*** Data supplied ***
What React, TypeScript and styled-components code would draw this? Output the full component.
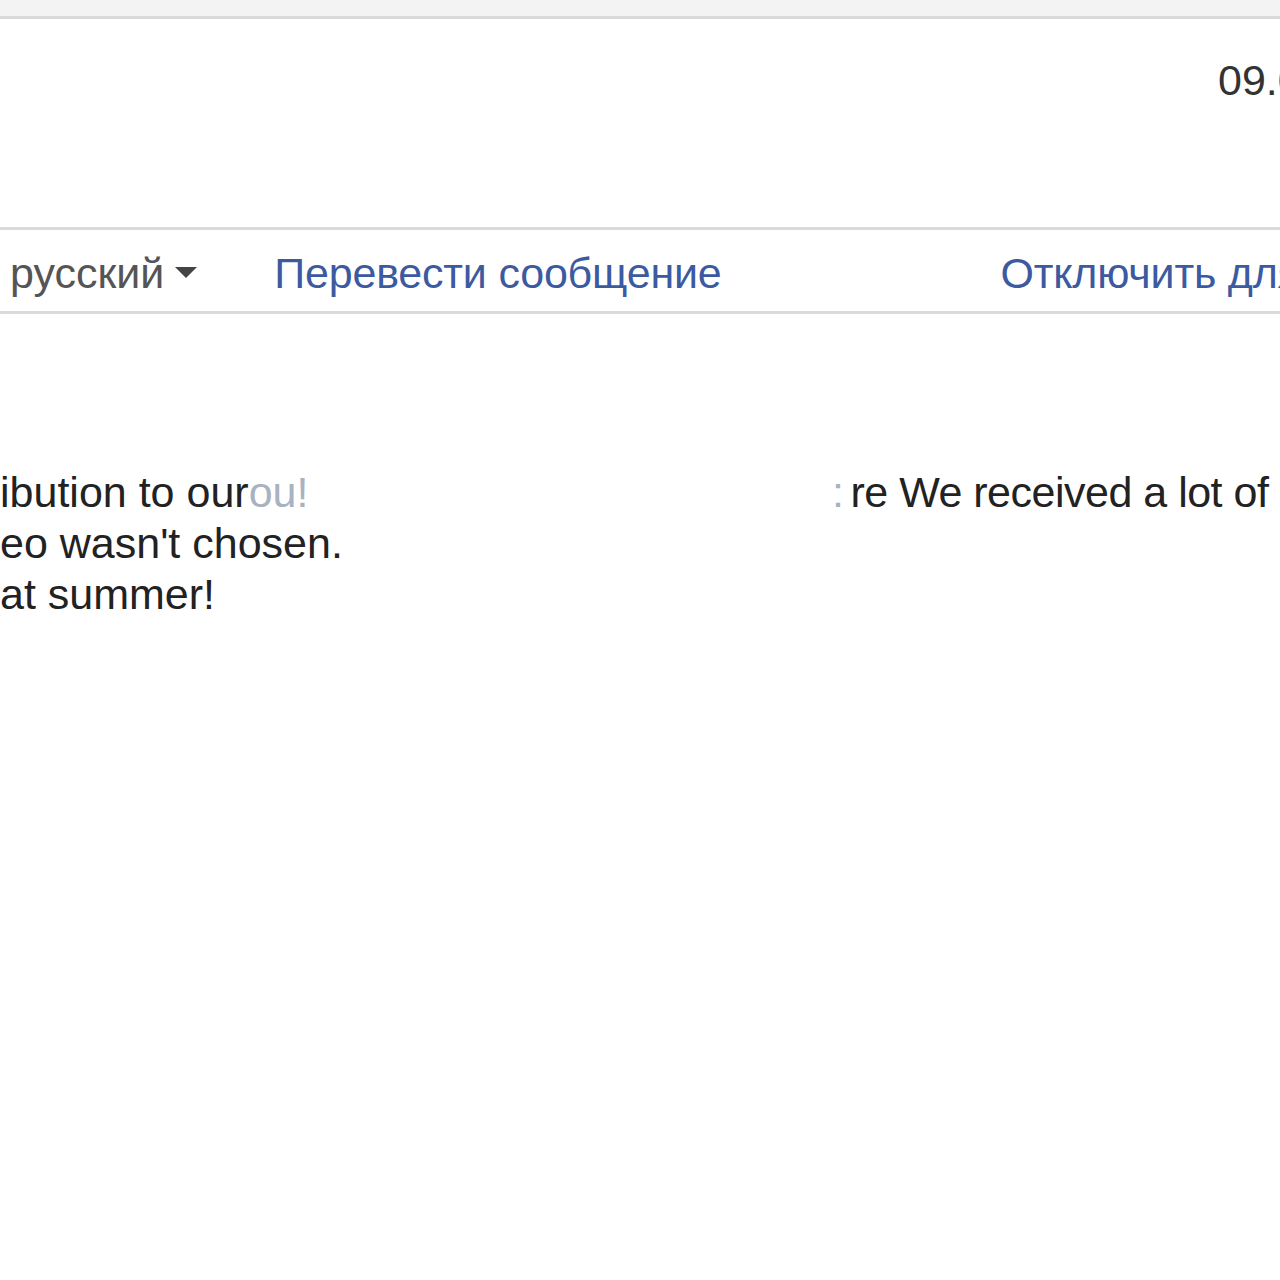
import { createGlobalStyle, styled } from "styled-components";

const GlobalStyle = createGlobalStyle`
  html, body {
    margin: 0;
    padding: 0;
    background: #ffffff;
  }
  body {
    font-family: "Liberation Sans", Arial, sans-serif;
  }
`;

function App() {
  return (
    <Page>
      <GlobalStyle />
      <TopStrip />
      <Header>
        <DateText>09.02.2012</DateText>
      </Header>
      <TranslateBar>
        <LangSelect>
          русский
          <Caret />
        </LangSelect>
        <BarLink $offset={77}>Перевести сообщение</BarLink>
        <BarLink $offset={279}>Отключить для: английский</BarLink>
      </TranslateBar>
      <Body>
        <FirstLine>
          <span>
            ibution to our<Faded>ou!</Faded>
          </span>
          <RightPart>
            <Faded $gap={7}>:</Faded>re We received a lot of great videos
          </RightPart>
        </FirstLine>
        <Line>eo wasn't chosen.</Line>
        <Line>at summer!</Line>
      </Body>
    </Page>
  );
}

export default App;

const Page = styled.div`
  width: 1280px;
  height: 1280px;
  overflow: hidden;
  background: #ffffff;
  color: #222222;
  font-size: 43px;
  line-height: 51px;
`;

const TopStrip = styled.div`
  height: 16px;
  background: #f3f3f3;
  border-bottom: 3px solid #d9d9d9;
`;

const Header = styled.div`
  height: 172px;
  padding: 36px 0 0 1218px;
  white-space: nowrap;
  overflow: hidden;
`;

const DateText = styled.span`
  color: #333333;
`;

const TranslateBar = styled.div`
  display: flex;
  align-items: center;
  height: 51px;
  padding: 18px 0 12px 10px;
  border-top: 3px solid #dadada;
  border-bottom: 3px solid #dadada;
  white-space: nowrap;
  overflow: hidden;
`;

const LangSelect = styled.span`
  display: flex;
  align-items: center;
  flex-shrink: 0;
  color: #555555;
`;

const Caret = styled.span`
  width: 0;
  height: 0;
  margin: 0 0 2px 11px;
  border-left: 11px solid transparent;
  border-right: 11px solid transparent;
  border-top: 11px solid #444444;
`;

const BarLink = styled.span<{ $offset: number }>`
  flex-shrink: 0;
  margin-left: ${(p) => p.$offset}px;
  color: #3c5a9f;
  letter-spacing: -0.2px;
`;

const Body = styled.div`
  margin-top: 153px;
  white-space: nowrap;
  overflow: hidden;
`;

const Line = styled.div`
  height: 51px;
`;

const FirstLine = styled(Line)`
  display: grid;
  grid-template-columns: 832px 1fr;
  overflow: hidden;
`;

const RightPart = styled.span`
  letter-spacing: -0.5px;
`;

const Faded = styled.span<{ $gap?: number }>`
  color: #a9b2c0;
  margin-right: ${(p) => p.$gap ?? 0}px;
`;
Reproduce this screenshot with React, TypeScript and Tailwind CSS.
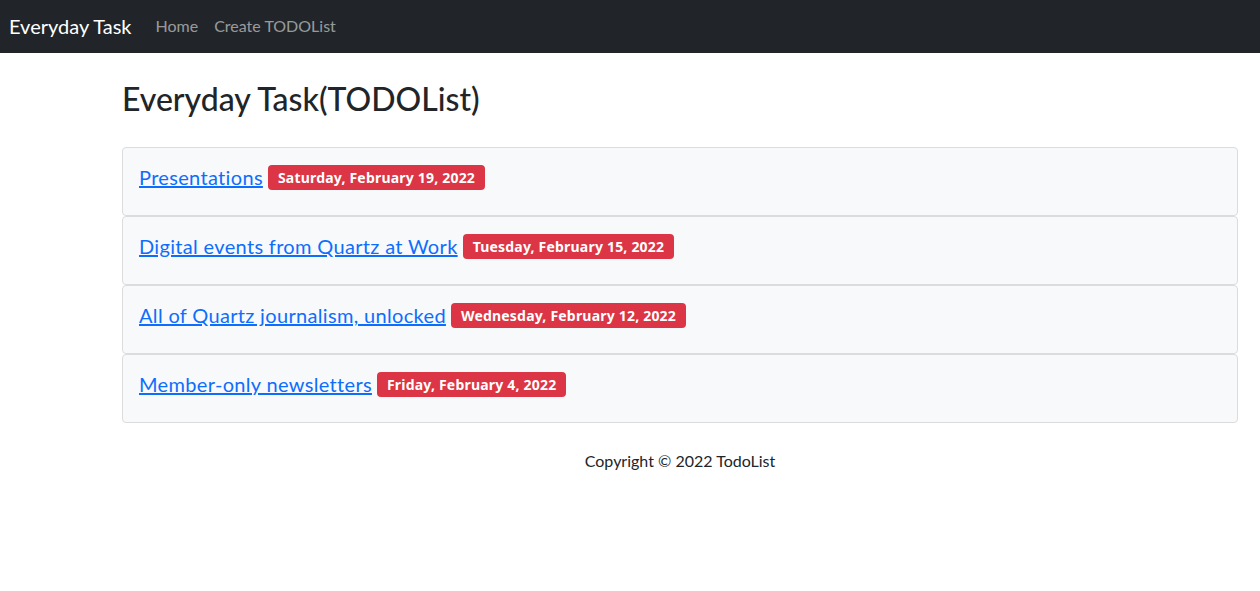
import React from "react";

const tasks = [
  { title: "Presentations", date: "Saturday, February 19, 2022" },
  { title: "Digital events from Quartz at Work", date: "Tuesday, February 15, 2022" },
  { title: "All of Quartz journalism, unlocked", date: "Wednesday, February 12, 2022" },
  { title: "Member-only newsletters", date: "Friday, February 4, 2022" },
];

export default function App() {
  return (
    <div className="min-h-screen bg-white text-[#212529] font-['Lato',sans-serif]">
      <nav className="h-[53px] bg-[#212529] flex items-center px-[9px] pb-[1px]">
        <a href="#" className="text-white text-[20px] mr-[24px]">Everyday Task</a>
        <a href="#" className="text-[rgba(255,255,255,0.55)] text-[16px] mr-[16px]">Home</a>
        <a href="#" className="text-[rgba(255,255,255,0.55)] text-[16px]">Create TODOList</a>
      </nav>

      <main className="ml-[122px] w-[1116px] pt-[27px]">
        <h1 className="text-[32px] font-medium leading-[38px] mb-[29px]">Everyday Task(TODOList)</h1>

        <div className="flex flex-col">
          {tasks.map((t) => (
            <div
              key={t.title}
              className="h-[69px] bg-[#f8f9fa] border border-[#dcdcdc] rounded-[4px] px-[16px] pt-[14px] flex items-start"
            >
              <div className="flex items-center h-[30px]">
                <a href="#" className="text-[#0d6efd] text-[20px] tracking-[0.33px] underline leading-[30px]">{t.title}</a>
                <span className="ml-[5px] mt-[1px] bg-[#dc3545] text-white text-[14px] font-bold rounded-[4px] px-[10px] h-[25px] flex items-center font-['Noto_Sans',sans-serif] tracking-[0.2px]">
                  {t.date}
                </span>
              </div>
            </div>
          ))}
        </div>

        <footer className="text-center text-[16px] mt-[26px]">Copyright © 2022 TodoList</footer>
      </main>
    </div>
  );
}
***
* [Task objective]
Repeat exactly the lines from the first line of the records above through the line containing "export default App;", both included. Leave out the pictures.

* [Task answer]
What React, TypeScript and styled-components code would draw this? Output the full component.
import { createGlobalStyle, styled } from "styled-components";

const GlobalStyle = createGlobalStyle`
  html, body {
    margin: 0;
    padding: 0;
    background: #ffffff;
  }
  body {
    font-family: "Liberation Sans", Arial, sans-serif;
  }
`;

function App() {
  return (
    <Page>
      <GlobalStyle />
      <TopStrip />
      <Header>
        <DateText>09.02.2012</DateText>
      </Header>
      <TranslateBar>
        <LangSelect>
          русский
          <Caret />
        </LangSelect>
        <BarLink $offset={77}>Перевести сообщение</BarLink>
        <BarLink $offset={279}>Отключить для: английский</BarLink>
      </TranslateBar>
      <Body>
        <FirstLine>
          <span>
            ibution to our<Faded>ou!</Faded>
          </span>
          <RightPart>
            <Faded $gap={7}>:</Faded>re We received a lot of great videos
          </RightPart>
        </FirstLine>
        <Line>eo wasn't chosen.</Line>
        <Line>at summer!</Line>
      </Body>
    </Page>
  );
}

export default App;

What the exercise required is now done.